1992 İspanyası Barselona'da Olimpiyatlarla, Seville'de ihracat fuarı kutlamalarıyla ülkenin tarihi oluşumunu kutladı. Beş yüz sene önce İspanya'da başlatılan ve Müslümanların ve Yahudilerin nüfus varlığının yok edilmesi ile neticelenen etnik temizleme hareketi günümüze kadar değişik yerlerde uygulanmaya devam ediliyor. 1989'da Kosova'da Sırp kimliğinin oluşumunun 600. yılını kutlayanlar, bugün müslümanlara karşı vahşi bir yok etme savaşını sürdürüyorlar. Sırplar sadece oradaki bir avuç müslümana karşı değil; tarihe karşı savaşıyor. Eğer müslümanlar da aynı şekilde davranmış olsaydı bugün bir tane bile Sırp kalmayacaktı. Beş yüz sene önce Endülüs'te müslümanların ve Yahudilerin yaşadığı felakatleri;insanlar bugün yine Balkanlar'da, Avrupa'nın değişik bölgelerinde, Hindistan'da, Çin'de, Burma'da, Azerbaycan'da ve dünyanın dört bir tarafında yaşamaya devam ediyorlar. Savaşın yanında açlık, zulüm, kargaşa, fakirlik, cehalet ve çaresizlik çığlıklar halinde inanan insanların kulaklarına gelip kalplerine sıcak kurşun gibi iniyor.
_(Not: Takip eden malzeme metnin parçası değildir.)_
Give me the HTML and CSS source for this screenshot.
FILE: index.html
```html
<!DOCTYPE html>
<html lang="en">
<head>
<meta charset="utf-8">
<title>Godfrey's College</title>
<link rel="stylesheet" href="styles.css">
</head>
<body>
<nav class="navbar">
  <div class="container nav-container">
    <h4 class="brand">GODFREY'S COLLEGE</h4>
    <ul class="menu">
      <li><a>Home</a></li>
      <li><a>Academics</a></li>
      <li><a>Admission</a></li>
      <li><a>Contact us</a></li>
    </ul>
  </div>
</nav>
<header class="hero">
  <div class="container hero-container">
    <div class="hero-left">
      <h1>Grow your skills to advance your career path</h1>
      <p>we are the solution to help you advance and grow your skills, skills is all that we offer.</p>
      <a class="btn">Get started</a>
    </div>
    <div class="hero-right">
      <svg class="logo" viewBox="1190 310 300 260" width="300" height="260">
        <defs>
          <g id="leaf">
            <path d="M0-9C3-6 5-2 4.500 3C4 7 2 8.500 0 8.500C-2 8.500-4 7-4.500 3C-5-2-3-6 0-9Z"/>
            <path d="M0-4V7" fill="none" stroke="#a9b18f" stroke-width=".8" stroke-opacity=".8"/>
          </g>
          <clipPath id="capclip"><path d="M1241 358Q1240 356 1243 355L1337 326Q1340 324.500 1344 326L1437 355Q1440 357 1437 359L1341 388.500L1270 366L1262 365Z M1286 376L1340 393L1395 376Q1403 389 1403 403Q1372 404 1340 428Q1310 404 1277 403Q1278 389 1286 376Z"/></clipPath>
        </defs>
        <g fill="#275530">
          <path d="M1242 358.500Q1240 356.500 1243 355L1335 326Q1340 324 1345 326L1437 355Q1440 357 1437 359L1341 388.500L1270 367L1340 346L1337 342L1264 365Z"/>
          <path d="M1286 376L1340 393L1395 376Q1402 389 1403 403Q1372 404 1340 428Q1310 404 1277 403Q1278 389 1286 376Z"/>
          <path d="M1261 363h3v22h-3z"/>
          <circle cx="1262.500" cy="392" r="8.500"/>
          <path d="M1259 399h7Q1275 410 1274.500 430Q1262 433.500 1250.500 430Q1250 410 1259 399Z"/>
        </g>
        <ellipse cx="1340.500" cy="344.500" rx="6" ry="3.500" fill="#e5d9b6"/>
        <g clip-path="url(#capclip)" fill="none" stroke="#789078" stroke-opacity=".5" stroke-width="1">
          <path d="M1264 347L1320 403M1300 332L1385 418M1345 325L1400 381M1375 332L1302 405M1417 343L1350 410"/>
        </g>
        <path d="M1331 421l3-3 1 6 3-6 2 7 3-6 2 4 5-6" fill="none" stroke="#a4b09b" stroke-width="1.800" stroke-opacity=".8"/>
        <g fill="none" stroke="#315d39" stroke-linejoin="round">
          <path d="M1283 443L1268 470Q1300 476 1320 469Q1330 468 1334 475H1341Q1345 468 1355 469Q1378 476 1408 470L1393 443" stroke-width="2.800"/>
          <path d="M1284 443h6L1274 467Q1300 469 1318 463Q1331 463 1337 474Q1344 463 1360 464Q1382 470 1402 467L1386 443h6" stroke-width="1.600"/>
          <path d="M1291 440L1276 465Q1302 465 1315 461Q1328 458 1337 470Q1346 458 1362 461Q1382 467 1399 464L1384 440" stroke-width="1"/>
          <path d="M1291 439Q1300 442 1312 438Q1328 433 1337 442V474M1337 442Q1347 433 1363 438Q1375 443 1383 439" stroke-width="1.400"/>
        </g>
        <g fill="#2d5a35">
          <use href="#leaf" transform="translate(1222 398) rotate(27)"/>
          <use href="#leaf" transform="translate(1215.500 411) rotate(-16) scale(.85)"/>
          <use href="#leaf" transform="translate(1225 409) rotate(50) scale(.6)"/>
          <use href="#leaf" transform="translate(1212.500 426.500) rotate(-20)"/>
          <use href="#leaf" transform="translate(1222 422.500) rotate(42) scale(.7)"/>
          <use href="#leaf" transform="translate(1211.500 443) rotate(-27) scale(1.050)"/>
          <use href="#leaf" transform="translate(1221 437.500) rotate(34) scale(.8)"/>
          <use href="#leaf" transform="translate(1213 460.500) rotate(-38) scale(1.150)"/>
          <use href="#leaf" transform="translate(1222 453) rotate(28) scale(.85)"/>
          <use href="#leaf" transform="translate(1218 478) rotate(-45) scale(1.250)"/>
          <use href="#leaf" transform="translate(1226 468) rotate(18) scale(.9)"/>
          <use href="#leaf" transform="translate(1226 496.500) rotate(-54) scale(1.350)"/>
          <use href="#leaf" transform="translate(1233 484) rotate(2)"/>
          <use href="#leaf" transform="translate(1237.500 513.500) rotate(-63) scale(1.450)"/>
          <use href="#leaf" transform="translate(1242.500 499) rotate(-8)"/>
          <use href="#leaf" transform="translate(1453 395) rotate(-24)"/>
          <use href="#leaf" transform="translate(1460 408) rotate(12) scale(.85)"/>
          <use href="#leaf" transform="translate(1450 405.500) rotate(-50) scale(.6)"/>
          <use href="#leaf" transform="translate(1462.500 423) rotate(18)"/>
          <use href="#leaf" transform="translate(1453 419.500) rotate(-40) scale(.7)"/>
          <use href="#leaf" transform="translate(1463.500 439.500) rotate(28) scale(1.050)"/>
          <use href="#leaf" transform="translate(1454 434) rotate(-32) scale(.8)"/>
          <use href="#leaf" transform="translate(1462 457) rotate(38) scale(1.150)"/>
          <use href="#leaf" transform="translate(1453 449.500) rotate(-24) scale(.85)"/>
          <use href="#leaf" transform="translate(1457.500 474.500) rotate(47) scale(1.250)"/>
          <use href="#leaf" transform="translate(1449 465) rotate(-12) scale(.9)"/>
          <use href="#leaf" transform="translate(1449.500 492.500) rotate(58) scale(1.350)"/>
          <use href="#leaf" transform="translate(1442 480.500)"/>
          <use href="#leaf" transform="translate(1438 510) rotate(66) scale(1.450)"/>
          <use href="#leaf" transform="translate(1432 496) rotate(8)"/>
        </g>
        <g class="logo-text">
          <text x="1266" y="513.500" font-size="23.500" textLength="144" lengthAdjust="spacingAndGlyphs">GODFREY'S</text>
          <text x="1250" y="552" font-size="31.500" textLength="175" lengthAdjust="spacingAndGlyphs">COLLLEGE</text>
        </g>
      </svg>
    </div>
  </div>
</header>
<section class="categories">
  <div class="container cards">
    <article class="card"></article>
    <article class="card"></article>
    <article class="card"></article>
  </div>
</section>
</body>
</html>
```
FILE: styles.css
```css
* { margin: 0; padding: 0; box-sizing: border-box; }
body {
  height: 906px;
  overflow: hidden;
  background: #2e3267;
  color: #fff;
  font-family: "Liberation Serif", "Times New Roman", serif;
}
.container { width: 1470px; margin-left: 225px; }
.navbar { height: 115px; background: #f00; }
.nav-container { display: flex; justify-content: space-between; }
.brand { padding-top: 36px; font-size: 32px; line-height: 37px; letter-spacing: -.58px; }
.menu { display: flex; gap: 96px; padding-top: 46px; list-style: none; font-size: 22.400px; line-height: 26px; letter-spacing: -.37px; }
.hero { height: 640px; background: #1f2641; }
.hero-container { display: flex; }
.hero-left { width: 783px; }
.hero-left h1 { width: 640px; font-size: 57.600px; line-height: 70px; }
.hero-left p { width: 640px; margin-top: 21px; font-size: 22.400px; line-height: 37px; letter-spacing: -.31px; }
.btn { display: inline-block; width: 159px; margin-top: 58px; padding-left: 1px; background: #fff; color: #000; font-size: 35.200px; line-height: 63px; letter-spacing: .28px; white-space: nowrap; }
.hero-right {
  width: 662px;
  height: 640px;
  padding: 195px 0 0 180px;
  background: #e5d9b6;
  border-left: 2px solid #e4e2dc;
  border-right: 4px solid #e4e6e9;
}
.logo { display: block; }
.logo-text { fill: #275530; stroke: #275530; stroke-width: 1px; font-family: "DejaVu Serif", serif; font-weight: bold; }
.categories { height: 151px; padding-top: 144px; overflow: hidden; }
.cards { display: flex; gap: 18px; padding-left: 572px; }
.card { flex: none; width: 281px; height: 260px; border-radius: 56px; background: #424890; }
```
Bu noktada dua çaresizliğin ifadesi değil, müslümanların ümitsizliğe karşı en büyük sığınağı oluyor. Elbette Cenabı Allah olup biteni biliyor ve rahmeti ile sevgili kullarını kuşatıyor. BM, AT, IKO vb. ulaslararası kuruluşlardan yardım beklemek nasıl bir hata ise, bunun yanında yardım gelmediği için onları eleştirmek de başka bir hata olsa gerek. Şimdi önemli olan müslümanların böyle büyük belaları bir ders olarak algılamalarıdır. Düşmanlarının, ezici maddi gücü karşısında, sığınacak tek merciye başvurmak her şeyi temelinden değiştirecek bir yolun başıdır. Bugün İslâm dünyasının karşılaştığı güçlüklerin siyasi veya askeri çözümleri uzaktadır. Eğer bu güçlükler müslümanları uzaklaşmış oldukları kimliklerine geri döndürebilirse, yani insanlar her şeyi bırakıp yaradana kul olmayı kabul ederlerse, çözümlerin kendiliğinden geldiği görülecektir. Allah'a kul olacak insanların önündeki engeller sadece aşılmak için vardır.

1992 yılı bir kısım insan için bayram özelliğini taşıyordu, diğerleri için acı dolu hatıraların yılı oluyor. Görünüşte zalimler zulümlerini sürdürürken ve güçlerinin zirvelerini yaşarlarken, olup biten kargaşanın gerisinde, mazlumlar için mutlu günlerin başlangıcı şimdiden görünüyor. Tarih dönüyor, devir dönüyor. 1492'de Endülüs'te bitirildiği sanılan müslüman varlığı, dünyanın dört bir tarafında nasıl şerefle yaşamış ve yaşıyor ise, 1992'de de tarihinin en acılı günlerini yaşayanlar, geleceğin farklı olduğuna inanıyorlar. Bu insanların başına ne geliyorsa inandıkları için geliyor, ve onlar inandıkları için de mükafatlandırılacaklarını biliyorlar.